Again, it’s not that I think everyone should think like me or arrive to the same conclusions as I, but I don’t think the SQW/Alt-right atheists really put in the work to adequately examine their inventory. Or, if I’m being more charitable than I should be, I suppose they do and I guess I just don’t agree with the conclusions that justify their beliefs.

I only have so much time in this world. With an ocean of information that is continuously increasing exponentially, it would be impossible to examine each and every point of view on atheism or any topic for that matter – even those that touch on issues I care about. I recoil at adding Fox News, or Info Wars, or Breitbart to my daily information consumption. The thought of slogging through Enlightenment Now makes me ill.
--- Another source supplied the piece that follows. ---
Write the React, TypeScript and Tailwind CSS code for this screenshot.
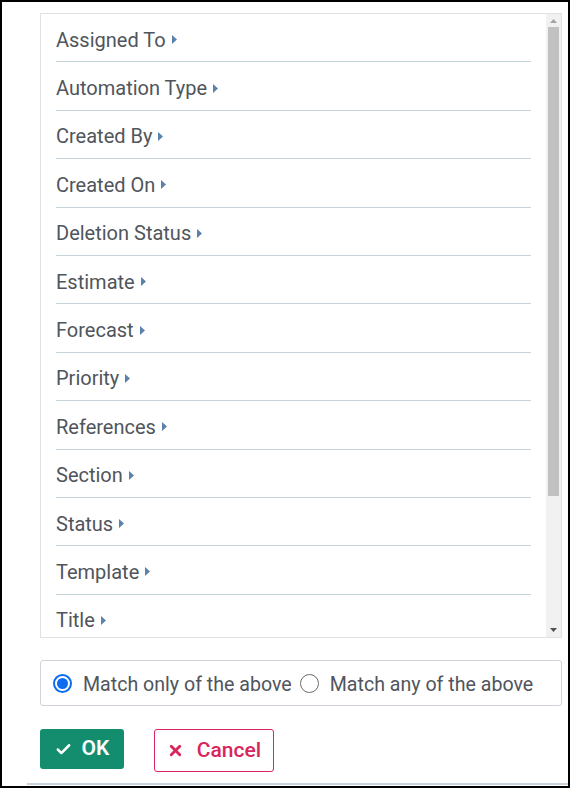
import { Check, X } from 'lucide-react'

const fields = [
  'Assigned To',
  'Automation Type',
  'Created By',
  'Created On',
  'Deletion Status',
  'Estimate',
  'Forecast',
  'Priority',
  'References',
  'Section',
  'Status',
  'Template',
  'Title',
]

function Caret() {
  return (
    <svg width="5" height="9" viewBox="0 0 5 9" className="ml-[6px] shrink-0">
      <path d="M0 0 L5 4.5 L0 9 Z" fill="#5b82ad" />
    </svg>
  )
}

function Scrollbar() {
  return (
    <div className="w-[15px] shrink-0 bg-[#f1f1f1] flex flex-col items-center">
      <div className="h-[13px] w-full flex items-center justify-center">
        <svg width="7" height="4" viewBox="0 0 7 4"><path d="M0 4 L3.5 0 L7 4 Z" fill="#a3a3a3" /></svg>
      </div>
      <div className="w-[11px] h-[469px] bg-[#c1c1c1]" />
      <div className="flex-1" />
      <div className="h-[15px] w-full flex items-center justify-center">
        <svg width="7" height="4" viewBox="0 0 7 4"><path d="M0 0 L7 0 L3.5 4 Z" fill="#505050" /></svg>
      </div>
    </div>
  )
}

function Radio({ checked, label }: { checked: boolean; label: string }) {
  return (
    <label className="flex items-center">
      {checked ? (
        <span className="w-[19px] h-[19px] rounded-full border-2 border-[#0b6cf0] flex items-center justify-center">
          <span className="w-[11px] h-[11px] rounded-full bg-[#0b6cf0]" />
        </span>
      ) : (
        <span className="w-[19px] h-[19px] rounded-full border-[1.5px] border-[#6b6b6b] bg-white" />
      )}
      <span className="ml-[11px] pt-[3px]">{label}</span>
    </label>
  )
}

export default function App() {
  return (
    <div
      className="w-[570px] h-[788px] border-2 border-black bg-white flex flex-col text-[#50555c]"
      style={{ fontFamily: 'Roboto, "Noto Sans", sans-serif' }}
    >
      {/* ── Field list ─────────────────────────────────────────────── */}
      <div className="ml-[38px] mt-[11px] w-[522px] h-[625px] border border-[#dfe3e7] flex">
        <div className="flex-1 overflow-hidden pl-[15px] pr-[15px]">
          {fields.map(f => (
            <div key={f} className="h-[48.4px] pt-[4px] border-b border-[#c5d3dd] flex items-center text-[20px] leading-none">
              <span>{f}</span>
              <Caret />
            </div>
          ))}
        </div>
        <Scrollbar />
      </div>

      {/* ── Match mode ─────────────────────────────────────────────── */}
      <div className="ml-[38px] mt-[22px] w-[522px] h-[46px] border border-[#ced4da] rounded-[3px] flex items-center pl-[12px] pt-[1px] gap-[8px] text-[19.6px] leading-none">
        <Radio checked label="Match only of the above" />
        <Radio checked={false} label="Match any of the above" />
      </div>

      {/* ── Actions ────────────────────────────────────────────────── */}
      <div className="ml-[38px] mt-[23px] flex items-start gap-[30px]">
        <button className="w-[84px] h-[40px] bg-[#138d6e] rounded-[3px] text-white flex items-center justify-center gap-[10px] text-[21px] font-semibold">
          <Check size={17} strokeWidth={3.5} />
          <span>OK</span>
        </button>
        <button className="w-[120px] h-[43px] border border-[#d8265d] rounded-[3px] text-[#d8265d] flex items-center justify-center gap-[13px] text-[21px] font-medium">
          <X size={17} strokeWidth={4} />
          <span>Cancel</span>
        </button>
      </div>

      <div className="mt-auto mb-[1px] ml-[25px] h-[2px] bg-[#c8d3dc]" />
    </div>
  )
}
I look at Twitter wars and am unable to comprehend how arguing on it is in any way worthy of time – and marvel at how extraordinarily complicated topics can be argued 280 characters at a time.
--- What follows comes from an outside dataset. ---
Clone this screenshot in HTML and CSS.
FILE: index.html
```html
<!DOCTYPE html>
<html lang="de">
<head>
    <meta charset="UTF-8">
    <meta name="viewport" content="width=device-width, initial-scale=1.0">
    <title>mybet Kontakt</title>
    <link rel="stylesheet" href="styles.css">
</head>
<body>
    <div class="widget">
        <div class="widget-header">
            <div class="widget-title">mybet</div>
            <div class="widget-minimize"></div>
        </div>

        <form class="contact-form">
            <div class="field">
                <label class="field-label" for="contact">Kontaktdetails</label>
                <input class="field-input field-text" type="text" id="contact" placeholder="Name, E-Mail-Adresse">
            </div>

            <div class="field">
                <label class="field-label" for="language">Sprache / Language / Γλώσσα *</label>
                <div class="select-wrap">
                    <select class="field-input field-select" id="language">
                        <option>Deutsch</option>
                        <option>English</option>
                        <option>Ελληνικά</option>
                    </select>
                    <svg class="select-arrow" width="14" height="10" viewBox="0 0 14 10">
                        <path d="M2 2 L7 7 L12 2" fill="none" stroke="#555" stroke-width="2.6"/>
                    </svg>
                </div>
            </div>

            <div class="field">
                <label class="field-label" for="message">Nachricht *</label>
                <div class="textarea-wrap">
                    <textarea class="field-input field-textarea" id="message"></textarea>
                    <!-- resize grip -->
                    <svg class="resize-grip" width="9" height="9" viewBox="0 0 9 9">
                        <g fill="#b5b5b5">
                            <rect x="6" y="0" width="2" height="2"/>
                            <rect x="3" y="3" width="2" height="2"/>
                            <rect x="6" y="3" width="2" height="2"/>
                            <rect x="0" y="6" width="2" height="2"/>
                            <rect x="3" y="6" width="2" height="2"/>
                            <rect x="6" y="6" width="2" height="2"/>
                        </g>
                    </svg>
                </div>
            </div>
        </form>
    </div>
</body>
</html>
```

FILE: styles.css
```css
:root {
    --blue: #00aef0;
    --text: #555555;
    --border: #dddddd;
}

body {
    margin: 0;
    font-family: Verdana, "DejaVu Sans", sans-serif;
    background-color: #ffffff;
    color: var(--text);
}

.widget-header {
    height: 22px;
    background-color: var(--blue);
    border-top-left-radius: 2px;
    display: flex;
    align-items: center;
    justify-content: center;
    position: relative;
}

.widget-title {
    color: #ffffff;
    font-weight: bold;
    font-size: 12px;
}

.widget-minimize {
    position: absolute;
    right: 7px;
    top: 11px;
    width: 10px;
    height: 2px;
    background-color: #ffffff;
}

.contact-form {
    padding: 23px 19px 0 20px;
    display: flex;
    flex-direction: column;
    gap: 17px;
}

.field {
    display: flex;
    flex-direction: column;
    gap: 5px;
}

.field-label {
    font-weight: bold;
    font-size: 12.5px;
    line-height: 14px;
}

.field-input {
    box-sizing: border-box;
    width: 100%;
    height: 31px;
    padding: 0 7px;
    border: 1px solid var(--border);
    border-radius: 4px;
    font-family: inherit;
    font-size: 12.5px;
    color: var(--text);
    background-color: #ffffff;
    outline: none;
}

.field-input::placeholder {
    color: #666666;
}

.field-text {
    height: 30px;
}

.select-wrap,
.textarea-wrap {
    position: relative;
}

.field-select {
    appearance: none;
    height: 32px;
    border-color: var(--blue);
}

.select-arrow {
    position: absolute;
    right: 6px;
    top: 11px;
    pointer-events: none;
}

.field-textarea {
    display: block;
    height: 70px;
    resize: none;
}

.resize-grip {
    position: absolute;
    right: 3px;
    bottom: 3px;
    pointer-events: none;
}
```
Or, restricting this solely to the Atheism Wars. Am I going to spend hours watching the various garbage YouTubers? Or listening to Sam Harris’s podcast? The answer is no, but it is a conclusion I’ve reached because of desire. I think about the ills of residing in my own echo chamber, but am too selfish to really venture too far outside it. For justification, I rationalize that most of the media I consume contains written or unwritten ideas that I object to – but the specific items listed in this and the prior paragraph are too much.
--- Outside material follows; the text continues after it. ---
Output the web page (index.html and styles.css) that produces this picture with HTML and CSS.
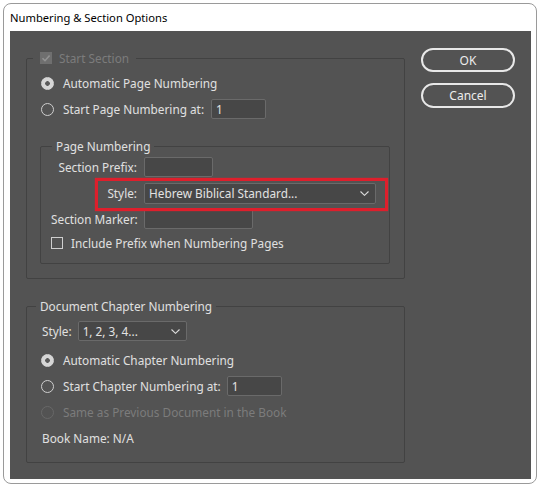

Life’s too fucking short and I don’t wish to waste large chunks of it on the Sisyphean task of confronting ideas I’ve long since decided are misguided, wrong or abhorrent (at least in terms of religion and the reactionary wing of atheism – there are, of course, other things I’m more interested in thinking and writing about ad nauseum). But such is the world we live in where it is apparently still necessary to have discussions about things like race science, Confederate monuments, and whether or not trans people should be able to live how they wish (the answers are, respectively: it’s bad and wrong, tear them down, and of course).

All of which brings me back to my presence here. I’m glad the fine folks at FtB put in so much time and effort combating the rot in atheism. It is a large reason I’ve been a longtime reader. But I’m admittedly too selfish to join in and will most likely continue to leave the heavy lifting to others. I don’t know to what extent it matters, but I think atheism is a good enough thing (due to the omnipresence of religion and its ill effects) that the task of constantly flushing the turds down the toilet is eminently admirable and worthwhile.


  1. Crip Dyke, Right Reverend Feminist FuckToy of Death & Her Handmaiden says

    Write what you’re inspired to write: the creations that come out of love will always be better than the creations that come out of obligation (especially, but not only, resentful obligation and resentful obligation is the inevitable result of any ongoing obligation with insufficient reciprocation).